View Full Version : The World in a Briefcase

5th Feb 2007, 16:15
The World in a Briefcase (http://news.bbc.co.uk/1/hi/sci/tech/6331897.stm) :ok: :ok:

In the summer of 1940, the war with Germany was at a critical stage.

France had recently surrendered and the Luftwaffe was engaged in a concerted bombing campaign against British cities.

The United Kingdom was being cut off from the Continent, and without allies to help her, she would soon be near the limit of her productive capacity - particularly in the all important field of electronics.

On the morning of 29 August, a small team of the country's top scientists and engineers, under the direction of Sir Henry Tizard and in conditions of absolute secrecy, was about to board a converted ocean liner. With them they carried possibly the most precious cargo of the war - a black japanned metal deed box containing all of Britain's most valuable technological secrets.

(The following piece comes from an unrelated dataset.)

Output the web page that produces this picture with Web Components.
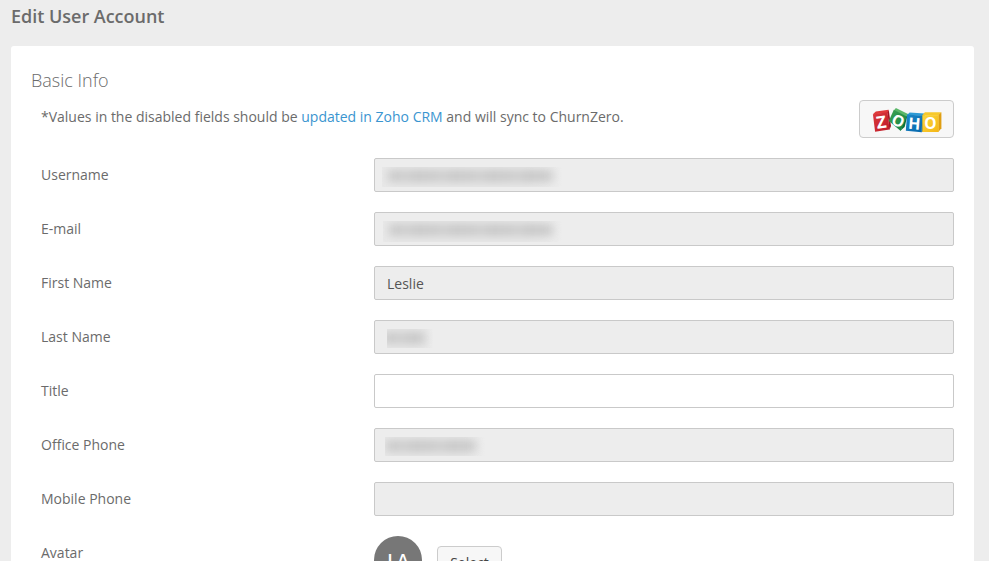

They were on their way to America - to give them away.........

The course of the Second World War was about to be changed. It was, says writer Robert Buderi, possibly the most important development of the 20th Century.

In fact, it was so important a development that the official historian of the Office of Scientific Research and Development, James Phinney Baxter III, wrote: "When the members of the Tizard Mission brought the cavity magnetron to America in 1940, they carried the most valuable cargo ever brought to our shores."

The World in a Briefcase, made by Pier Productions, is on BBC Radio 4 on Monday 5 February at 2000 GMT. You will also be able to hear the programme on the Listen Again service on the Radio 4 website. (http://www.bbc.co.uk/radio4/progs/listenagain.shtml)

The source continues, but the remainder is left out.